You will hear that they have "less red tape," but the reality is that you must provide almost everything a full-doc loan requires, except pay stubs, W-2s, and tax returns (though these may be required if you are self-employed or have other rental-income-producing properties). An experienced LO should be able to close a conventional loan in the same timeline as a DSCR loan—after all, the appraisal and title work take the same amount of time, and everything else should be completed while waiting on those two items.
When you hear that DSCR rates are the same or even better than conventional, what often gets left out is the additional upfront cost and the up to 5-year prepayment penalties it takes to get to that same rate. You will never pay a PPP on a conventional loan, and if you put the same upfront cost into a conventional loan as you do on the average DSCR loan, you can often buy the rate down considerably. The point is that the rate is just one part of the equation; all things equal, DSCR rates/terms are generally not as favorable as conventional.
The last thing to know is that DSCR loans do not require any licensing at all in most states—whereas conventional loans do. The issue here is that if the broker you are dealing with does not have a license (you can tell by whether their NMLS number is displayed or not) to originate anything but a DSCR loan, what product do you think you will be sold? Suitability may not matter—there is only one choice.

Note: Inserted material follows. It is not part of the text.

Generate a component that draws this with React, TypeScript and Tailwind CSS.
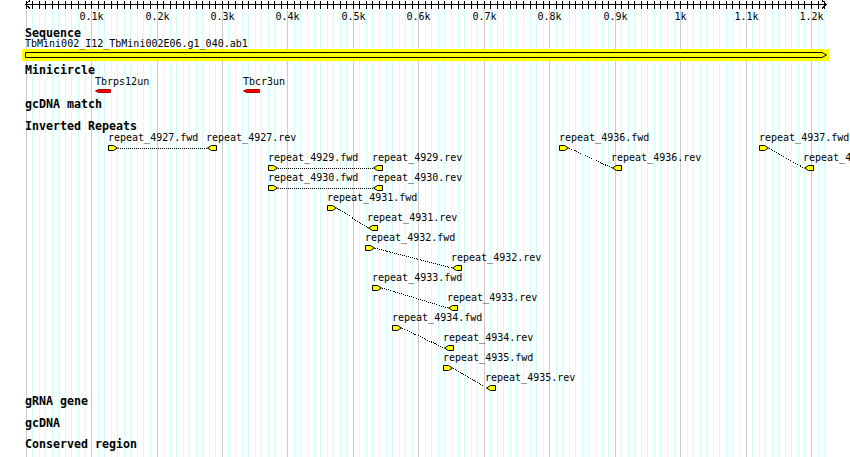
import React from 'react';

const X = (bp: number) => Math.round(25.6 + bp * 0.6545);
const SEQ_END = 1220;

const mono = "font-['DejaVu_Sans_Mono','Liberation_Mono',monospace]";

type Pos = [number, number]; // [row, x]
const REPEATS: { id: string; f: Pos; r: Pos }[] = [
  { id: '4927', f: [0, 108], r: [0, 207] },
  { id: '4929', f: [1, 268], r: [1, 373] },
  { id: '4930', f: [2, 268], r: [2, 373] },
  { id: '4931', f: [3, 327], r: [4, 368] },
  { id: '4932', f: [5, 365], r: [6, 452] },
  { id: '4933', f: [7, 372], r: [8, 448] },
  { id: '4934', f: [9, 392], r: [10, 444] },
  { id: '4935', f: [11, 443], r: [12, 486] },
  { id: '4936', f: [0, 559], r: [1, 612] },
  { id: '4937', f: [0, 759], r: [1, 804] },
];

const GridAndRuler = () => {
  const bps: number[] = [];
  for (let bp = 0; bp <= SEQ_END; bp += 10) bps.push(bp);
  const majors = bps.filter((b) => b % 100 === 0 && b > 0);
  return (
    <svg className="absolute left-0 top-0" width={850} height={457} shapeRendering="crispEdges">
      {bps.map((bp) => (
        <line
          key={'g' + bp}
          x1={X(bp) + 0.5}
          x2={X(bp) + 0.5}
          y1={10}
          y2={457}
          stroke={bp % 100 === 0 ? '#cccccc' : '#d2ffff'}
        />
      ))}
      <line x1={25} x2={827} y1={4.5} y2={4.5} stroke="#000" />
      <polyline points="30,0.5 25.5,4.5 30,8.5" fill="none" stroke="#000" />
      <polyline points="822,0.5 826.5,4.5 822,8.5" fill="none" stroke="#000" />
      {bps.map((bp) => (
        <line key={'t' + bp} x1={X(bp) + 0.5} x2={X(bp) + 0.5} y1={1} y2={9} stroke="#000" />
      ))}
      {majors.map((bp) => (
        <text
          key={'l' + bp}
          x={X(bp) + 0.5}
          y={19.5}
          textAnchor="middle"
          fontFamily="DejaVu Sans Mono, monospace"
          fontSize={10}
          fill="#000"
        >
          {bp === 1000 ? '1k' : bp > 1000 ? `${bp / 1000}k` : `0.${bp / 100}k`}
        </text>
      ))}
    </svg>
  );
};

const Track = ({ title, height, children }: { title: string; height: number; children?: React.ReactNode }) => (
  <div className="relative" style={{ height }}>
    <div className={`${mono} pl-[25px] text-[11.63px] font-bold leading-[13px] text-black whitespace-nowrap`}>{title}</div>
    {children}
  </div>
);

const FeatLabel = ({ x, top, children }: { x: number; top: number; children: React.ReactNode }) => (
  <span
    className={`${mono} absolute text-[10px] leading-[12px] text-black whitespace-nowrap`}
    style={{ left: x, top }}
  >
    {children}
  </span>
);

const fwdPts = (x: number, y: number) =>
  `${x + 0.5},${y + 0.5} ${x + 5.5},${y + 0.5} ${x + 9.5},${y + 3} ${x + 5.5},${y + 5.5} ${x + 0.5},${y + 5.5}`;
const revPts = (x: number, y: number) =>
  `${x + 9.5},${y + 0.5} ${x + 4.5},${y + 0.5} ${x + 0.5},${y + 3} ${x + 4.5},${y + 5.5} ${x + 9.5},${y + 5.5}`;

const InvertedRepeats = () => (
  <>
    <svg className="absolute left-0 top-0" width={850} height={275}>
      {REPEATS.map(({ id, f, r }) => {
        const fy = 25 + 20 * f[0];
        const ry = 25 + 20 * r[0];
        return (
          <g key={id}>
            <line
              x1={f[1] + 10}
              y1={fy + 3}
              x2={r[1]}
              y2={ry + 3}
              stroke="#000"
              strokeWidth={1}
              strokeDasharray="1 1"
              shapeRendering="crispEdges"
            />
            <polygon points={fwdPts(f[1], fy)} fill="#ffff00" stroke="#000" strokeWidth={1} />
            <polygon points={revPts(r[1], ry)} fill="#ffff00" stroke="#000" strokeWidth={1} />
          </g>
        );
      })}
    </svg>
    {REPEATS.map(({ id, f, r }) => (
      <React.Fragment key={id}>
        <FeatLabel x={f[1]} top={12 + 20 * f[0]}>{`repeat_${id}.fwd`}</FeatLabel>
        <FeatLabel x={r[1] - 1} top={12 + 20 * r[0]}>{`repeat_${id}.rev`}</FeatLabel>
      </React.Fragment>
    ))}
  </>
);

export default function App() {
  return (
    <div className="relative w-[850px] h-[457px] overflow-hidden bg-white">
      <GridAndRuler />
      <div className="h-[27px]" />
      <Track title="Sequence" height={37}>
        <svg className="absolute left-0 top-[22px]" width={850} height={12}>
          <rect x={22} y={0} width={807} height={12} fill="#ffff00" />
          <polygon points="25.5,3.5 822,3.5 826.5,6 822,8.5 25.5,8.5" fill="#ffff00" stroke="#000" />
        </svg>
        <FeatLabel x={25} top={11}>TbMini002_I12_TbMini002E06.g1_040.ab1</FeatLabel>
      </Track>
      <Track title="Minicircle" height={34}>
        <FeatLabel x={95} top={12}>Tbrps12un</FeatLabel>
        <FeatLabel x={243} top={12}>Tbcr3un</FeatLabel>
        <svg className="absolute left-0 top-[25px]" width={850} height={5}>
          <polygon points="95.5,2 98.5,0.5 110.5,0.5 110.5,3.5 98.5,3.5" fill="#ff0000" stroke="#b00000" />
          <polygon points="243.5,2 246.5,0.5 259.5,0.5 259.5,3.5 246.5,3.5" fill="#ff0000" stroke="#b00000" />
        </svg>
      </Track>
      <Track title="gcDNA match" height={22} />
      <Track title="Inverted Repeats" height={275}>
        <InvertedRepeats />
      </Track>
      <Track title="gRNA gene" height={22} />
      <Track title="gcDNA" height={21} />
      <Track title="Conserved region" height={19} />
    </div>
  );
}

There is also a lot of bad information about how DSCR loans affect your ongoing debt-to-income ratio. You will often read that DSCR loans do not "count" toward your DTI when you want to buy a primary home. This is simply not true. But if the broker does not have a license, they are prohibited by law from doing primary-residence loans, so they may have no idea how it really works.
Finally, DSCR loans have no disclosure requirements like other types of loans. This opens the door to bait-and-switch opportunities for less-than-scrupulous brokers. Last-minute, unexplained changes to rates or fees are unfortunately becoming increasingly common in this space.
We have been doing DSCR loans since 2012—thousands of them. They are good products for the right borrowers, but they are often oversold to those who would qualify for better options.